The word 'exempt' traces to Latin 'exemptus,' the past participle of 'eximere' (to take out, to remove, to free), a compound of 'ex-' (out of) and 'emere' (to take, to buy, to obtain). At its most literal, to exempt someone is to 'take them out' — to remove them from the group of people subject to a rule, a tax, or a duty.
The Latin verb 'emere' is one of the most prolific roots in English, though its presence is heavily disguised. In Classical Latin, 'emere' meant both 'to take' and 'to buy' — buying being understood as taking something in exchange for payment. This dual meaning generated two enormous families of words: one about physical taking and one about commercial transactions.
From the 'taking' branch: 'exempt' (taken out), 'example' (from 'exemplum,' something taken out as a specimen or model), 'preempt' (to take before, from 'praeemere'), 'redeem' (to buy back or take back, from 'redimere'), and 'consume' (to take up completely, from 'consumere'). From the commercial branch: 'premium' (a reward, literally something obtained before or above, from 'praemium') and the archaic 'emption' (the act of buying).
In Roman law, 'eximere' had specific legal applications. A magistrate could 'eximere' a citizen from military service, from tax obligations, or from certain civic duties. The exemption was a formal legal act — not a mere oversight or accident, but a deliberate removal of someone from a category of obligation. This legal precision carried into medieval law and eventually into English common law, where 'exempt' retained its sense of formal, authorized release from duty.
The word entered English through Old French 'exempt' in the fourteenth century, during a period when English was absorbing vast quantities of French and Latin legal vocabulary. Chaucer's contemporaries would have encountered it in legal documents and ecclesiastical writings, where exemptions from tithes, taxes, and feudal obligations were matters of intense practical importance. Monasteries, for instance, often held papal exemptions freeing them from the authority of local bishops — a source of chronic conflict in the medieval Church.
In modern English, 'exempt' operates primarily in legal, tax, and regulatory contexts. Tax-exempt organizations, exempt employees (those not entitled to overtime pay under labor law), and military exemptions are among its most common applications. The word carries an implicit social tension: an exemption for one person means a heavier burden for everyone else. This tension was already present in Roman usage, where exemptions from military service were politically controversial.

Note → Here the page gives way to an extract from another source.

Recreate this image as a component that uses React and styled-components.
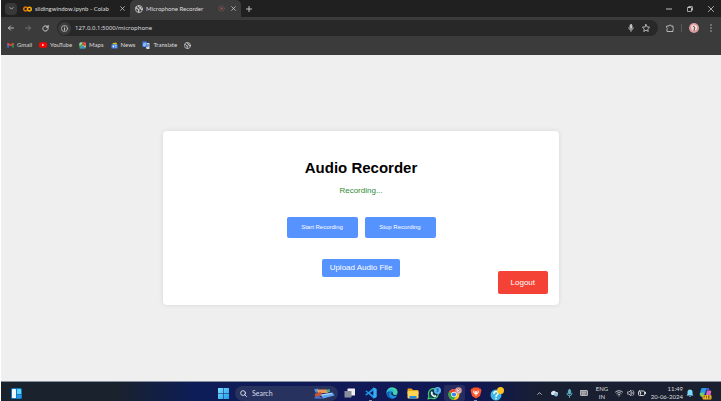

The related word 'exemption' appeared in English slightly later, in the early fifteenth century. The verb 'to exempt' (to grant an exemption) followed the same trajectory. All three forms — adjective, noun, and verb — maintain the core metaphor of removal: to be exempt is to have been pulled out of the pile, taken from the group, freed from what binds everyone else.
A curious relative is 'peremptory,' from Latin 'peremptorius' (destructive, decisive), from 'perimere' (to take entirely, to destroy) — 'per-' (through, completely) + 'emere.' A peremptory command is one that takes away all possibility of refusal. Where 'exempt' takes you out gently, 'peremptory' takes you out completely.